20 rue Beautreillis
2005, NYC: Audrey Saunders opens the Pegu Club at a time when gin has fallen out of favor and makes a significant impact on the classic cocktail revival, playing a role in revitalizing an unfashionable spirit and providing a playground for many a good barman who subsequently move on to establish some of the world’s best cocktail spots. (Jim Meehan, PDT; Toby Maloney, Violet Hour.)
2012: As Paris catches up with its contemporaries on a cocktail level, we’re seeing a similar spawn and spread from a central establishment here. The ECC group has employed some topnotch talent, who have since left the nest to create their own successful cocktail destinations such as Candelaria and l’Entrée des Artists, both of which are opening highly anticipated second bars soon. And, Sherry Butt, the latest creation from ECC protégés Cathleen and Amaury (previously of Curio and Px), shows us a new round of Paris bar staff breaking out on their own.

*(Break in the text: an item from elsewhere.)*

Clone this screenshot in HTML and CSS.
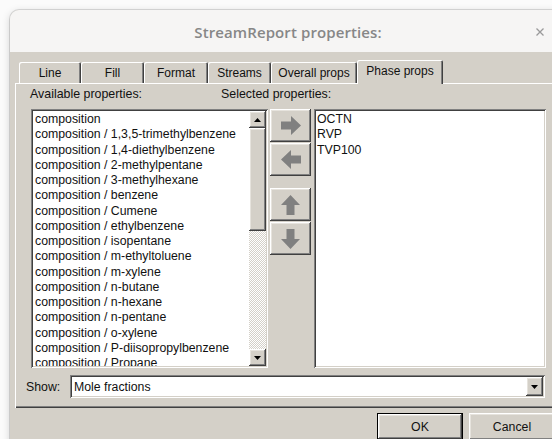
FILE: index.html
```html
<!DOCTYPE html>
<html lang="en">
<head>
<meta charset="utf-8">
<title>StreamReport properties</title>
<link rel="stylesheet" href="styles.css">
</head>
<body>
<div class="window">
  <header class="titlebar">
    <span class="spacer"></span>
    <h1 class="title">StreamReport properties:</h1>
    <span class="close" aria-label="Close">
      <svg width="8" height="8" viewBox="0 0 8 8"><path d="M0.5 0.5 L7.5 7.5 M7.5 0.5 L0.5 7.5" stroke="#9a9a9a" stroke-width="1.3" fill="none"/></svg>
    </span>
  </header>

  <div class="client">
    <nav class="tabs">
      <div class="tab w62">Line</div>
      <div class="tab w63">Fill</div>
      <div class="tab w64">Format</div>
      <div class="tab w63">Streams</div>
      <div class="tab w86">Overall props</div>
      <div class="tab w86 active">Phase props</div>
    </nav>

    <section class="page">
      <div class="labels">
        <span>Available properties:</span>
        <span>Selected properties:</span>
      </div>

      <div class="lists">
        <div class="listbox available">
          <ul class="items">
            <li>composition</li>
            <li>composition / 1,3,5-trimethylbenzene</li>
            <li>composition / 1,4-diethylbenzene</li>
            <li>composition / 2-methylpentane</li>
            <li>composition / 3-methylhexane</li>
            <li>composition / benzene</li>
            <li>composition / Cumene</li>
            <li>composition / ethylbenzene</li>
            <li>composition / isopentane</li>
            <li>composition / m-ethyltoluene</li>
            <li>composition / m-xylene</li>
            <li>composition / n-butane</li>
            <li>composition / n-hexane</li>
            <li>composition / n-pentane</li>
            <li>composition / o-xylene</li>
            <li>composition / P-diisopropylbenzene</li>
            <li>composition / Propane</li>
          </ul>
          <div class="scrollbar">
            <div class="sb-btn raised">
              <svg width="7" height="4" viewBox="0 0 7 4"><polygon points="3.5,0 7,4 0,4" fill="#000"/></svg>
            </div>
            <div class="sb-thumb raised"></div>
            <div class="sb-track"></div>
            <div class="sb-btn raised">
              <svg width="7" height="4" viewBox="0 0 7 4"><polygon points="0,0 7,0 3.5,4" fill="#000"/></svg>
            </div>
          </div>
        </div>

        <div class="movers">
          <div class="mover raised">
            <svg width="20" height="19" viewBox="0 0 20 19"><polygon points="0,5.5 10,5.5 10,0 20,9.5 10,19 10,13.5 0,13.5" fill="#808080"/></svg>
          </div>
          <div class="mover raised">
            <svg width="20" height="19" viewBox="0 0 20 19"><polygon points="20,5.5 10,5.5 10,0 0,9.5 10,19 10,13.5 20,13.5" fill="#808080"/></svg>
          </div>
          <div class="mover raised second-group">
            <svg width="19" height="20" viewBox="0 0 19 20"><polygon points="5.5,20 5.5,10 0,10 9.5,0 19,10 13.5,10 13.5,20" fill="#808080"/></svg>
          </div>
          <div class="mover raised">
            <svg width="19" height="20" viewBox="0 0 19 20"><polygon points="5.5,0 5.5,10 0,10 9.5,20 19,10 13.5,10 13.5,0" fill="#808080"/></svg>
          </div>
        </div>

        <div class="listbox selected">
          <ul class="items">
            <li>OCTN</li>
            <li>RVP</li>
            <li>TVP100</li>
          </ul>
        </div>
      </div>

      <div class="show-row">
        <label class="show-label">Show:</label>
        <div class="combo">
          <span class="combo-value">Mole fractions</span>
          <div class="combo-drop raised">
            <svg width="7" height="4" viewBox="0 0 7 4"><polygon points="0,0 7,0 3.5,4" fill="#000"/></svg>
          </div>
        </div>
      </div>
    </section>

    <footer class="footer">
      <button class="btn default">OK</button>
      <button class="btn">Cancel</button>
    </footer>
  </div>
</div>
</body>
</html>
```

FILE: styles.css
```css
* {
  box-sizing: border-box;
}

html, body {
  margin: 0;
  padding: 0;
  height: 100%;
  overflow: hidden;
  background: #fbfbfb;
}

body {
  font-family: "Liberation Sans", Arial, sans-serif;
  color: #111;
}

/* dialog window */
.window {
  margin: 10px 0 0 10px;
  width: 556px;
  height: 470px;
  border-radius: 9px 9px 0 0;
  overflow: hidden;
  background: #d4d0c8;
  box-shadow: 0 0 0 1px rgba(0, 0, 0, 0.12), 0 2px 8px rgba(0, 0, 0, 0.18);
}

.titlebar {
  height: 42px;
  background: #f6f5f4;
  display: grid;
  grid-template-columns: 1fr auto 1fr;
  align-items: center;
}

.title {
  margin: 0;
  padding-top: 2px;
  font-family: "Open Sans", "Noto Sans", sans-serif;
  font-weight: 600;
  font-size: 15px;
  color: #878787;
  letter-spacing: 0.1px;
}

.close {
  justify-self: end;
  margin-right: 22px;
  display: flex;
  align-items: center;
  justify-content: center;
  width: 8px;
  height: 8px;
  margin-top: 2px;
}

.close svg {
  display: block;
}

.client {
  padding: 8px 0 0 5px;
}

/* classic 3D edges */
.raised {
  background: #d4d0c8;
  box-shadow: inset -1px -1px #404040, inset 1px 1px #ffffff,
    inset -2px -2px #808080, inset 2px 2px #e6e3dd;
}

/* tab strip */
.tabs {
  display: flex;
  align-items: flex-end;
  height: 23px;
  margin-left: 4px;
  position: relative;
  z-index: 1;
}

.tab {
  height: 21px;
  display: flex;
  align-items: center;
  justify-content: center;
  font-size: 12px;
  padding-top: 1px;
  background: #d4d0c8;
  border-radius: 2px 2px 0 0;
  box-shadow: inset 1px 1px #ffffff, inset -1px 0 #404040, inset -2px 0 #808080;
}

.tab.active {
  height: 24px;
  margin-bottom: -1px;
  padding-bottom: 3px;
}

.w62 { width: 62px; }
.w63 { width: 63px; }
.w64 { width: 64px; }
.w86 { width: 86px; }

/* tab page */
.page {
  height: 325px;
  padding: 5px 0 0 16px;
  box-shadow: inset 1px 1px #ffffff, inset -1px -1px #404040, inset -2px -2px #808080;
}

.labels {
  display: grid;
  grid-template-columns: 191px auto;
  height: 12px;
  font-size: 12.4px;
  line-height: 12px;
  margin-left: -1px;
}

.lists {
  display: flex;
  margin-top: 9px;
  height: 259px;
}

.listbox {
  background: #ffffff;
  padding: 2px;
  box-shadow: inset 1px 1px #808080, inset -1px -1px #ffffff,
    inset 2px 2px #404040, inset -2px -2px #d4d0c8;
  overflow: hidden;
}

.listbox.available {
  width: 237px;
  display: grid;
  grid-template-columns: 1fr 17px;
}

.listbox.selected {
  width: 232px;
  margin-left: 3px;
}

.items {
  list-style: none;
  margin: 0;
  padding: 1px 0 0 2px;
  font-size: 12.3px;
  line-height: 15.25px;
  overflow: hidden;
  white-space: nowrap;
}

.selected .items {
  padding-left: 1px;
}

.scrollbar {
  display: flex;
  flex-direction: column;
  min-height: 0;
}

.sb-btn {
  height: 17px;
  flex: none;
  display: flex;
  align-items: center;
  justify-content: center;
}

.sb-btn svg {
  display: block;
}

.sb-thumb {
  height: 103px;
  flex: none;
}

.sb-track {
  flex: 1;
  background-color: #ffffff;
  background-image: repeating-conic-gradient(#d4d0c8 0 25%, #ffffff 0 50%);
  background-size: 2px 2px;
}

/* move buttons between the lists */
.movers {
  width: 41px;
  margin-left: 2px;
  display: flex;
  flex-direction: column;
  gap: 1px;
}

.mover {
  height: 33px;
  display: flex;
  align-items: center;
  justify-content: center;
}

.mover svg {
  display: block;
}

.mover.second-group {
  margin-top: 11px;
}

/* "Show" selector */
.show-row {
  display: flex;
  align-items: center;
  margin: 7px 0 0 -5px;
  height: 23px;
}

.show-label {
  width: 44px;
  font-size: 12.3px;
}

.combo {
  width: 475px;
  height: 23px;
  background: #ffffff;
  display: flex;
  align-items: center;
  padding: 2px;
  box-shadow: inset 1px 1px #808080, inset -1px -1px #ffffff,
    inset 2px 2px #404040, inset -2px -2px #d4d0c8;
}

.combo-value {
  flex: 1;
  font-size: 12.3px;
  padding-left: 2px;
}

.combo-drop {
  width: 17px;
  height: 19px;
  display: flex;
  align-items: center;
  justify-content: center;
}

.combo-drop svg {
  display: block;
}

/* dialog buttons */
.footer {
  display: flex;
  justify-content: flex-end;
  gap: 6px;
  padding-right: 11px;
  margin-top: 5px;
}

.btn {
  width: 86px;
  height: 27px;
  border: none;
  padding: 0;
  font-family: "Liberation Sans", Arial, sans-serif;
  font-size: 12.3px;
  color: #111;
  background: #d4d0c8;
  box-shadow: inset -1px -1px #404040, inset 1px 1px #ffffff,
    inset -2px -2px #808080, inset 2px 2px #e6e3dd;
}

.btn.default {
  box-shadow: inset 0 0 0 1px #000000, inset -2px -2px #404040, inset 2px 2px #ffffff,
    inset -3px -3px #808080, inset 3px 3px #e6e3dd;
}
```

I stopped into Sherry Butt with Thibaut, a few days after their recent opening, to see what these kids were up to. The space is good. Stylishly comfortable sofas allow for plenty of seating around distressed coffee tables. High ceilings, hard wood floors and stone walls provide character without being too elaborate, and multiple mirrors open the space up. The bar itself is pleasingly simple with a focus on the large glass refrigerator – nice touch. They’ve managed to maintain a lounge feel but achieved a brighter, lighter and fresher ambience thanks to the window ceiling. It’s also a space that’s conducive to the occasional DJ, which they’ll be bringing in.
The front page of the menu features whisky flights, with four suggested selections plus an option to create your own. For cocktails, you’ve got eleven creations at 12 to 13 Euros each based on a good range of spirits (with brands specified on the menu) and featuring a lot of syrups made on site, including a Champagne one (which I found interesting.) I started with my usual and got a very nice Sipsmith/Dolin stirred martini with a twist and a good proportion of vermouth to gin. Gin selection includes Old Raj, Hayman’s, Junipero, Hendrick’s, Plymouth, Tanqueray Ten, Broker’s. Thibaut had the Hustler Negroni (gin, Campari, amaro, dry vermouth, Ferrand dry curacao, and dandelion bitters). I like a good negroni so my initial thought at reading all of those ingredients was is might be a bit fussy for my taste. But, it was good with an appetite-whetting bitter bite.
I followed up with the La Pibole (Rittenhouse, dry curacao, byrrh, and Peychauds), which was pleasant and exemplifies a continuing trend of incorporating old-school French aperitifs into cocktails. While some of these can result in unfamiliar or bitter flavors making them a harder sell, I enjoy them so I’m happy to see them continuing to crop up. (I also like the name because it sounds like “L’Happy Bowl” – a little bowl of happiness. However, I don’t believe this was the intention and it adds nothing to this review. Welcome to my inner world with its running commentary) Ice water is served alongside drinks, which the American in me much appreciates. Although having lived in France for a decade, I’m also used to bar snacks accompanying my apero and think it would be a good touch here, even if it were just pretzels.
I wasn’t surprised to find that the drinks are nice here. Given the experience and skills of the bunch behind it, I expect it. What I am a little worried about are the prices. Now don’t get me wrong: these are fair prices for cocktails. They are in line with lots of other cocktail stops in town. And, that’s what’s concerning: there are many more cocktail options in town these days and I think new places must now work even harder to differentiate themselves. Also, they are somewhat close to bar-heavy Bastille area where a (generally mediocre) cocktail can be had for a fiver.
What could make them really stand out are their plans for a limited bar menu of small plates. Given the success of places like Grazie and Candelaria with their combo of cocktails plus straightforward but really good food (pizza, tacos) and considering the popularity of some of the city’s newer wine bars featuring fabulous small plates (Frenchie, Verjus), I think Sherry Butt would do well to move in this direction. I don’t think there’s really a cocktail bar at the moment seriously doing a successful hybrid of good tapas and cocktails. I also think that would bring in an earlier evening crowd.
So if you find yourself near Bastille, do yourself a favor and skip the crap cocktails at cut-rate prices and give Sherry Butt a try. They are off to a promising start and, if they focus on reading their early customer base and adapt and react as necessary, they could assert quite a personality. They grow up so fast, don’t they?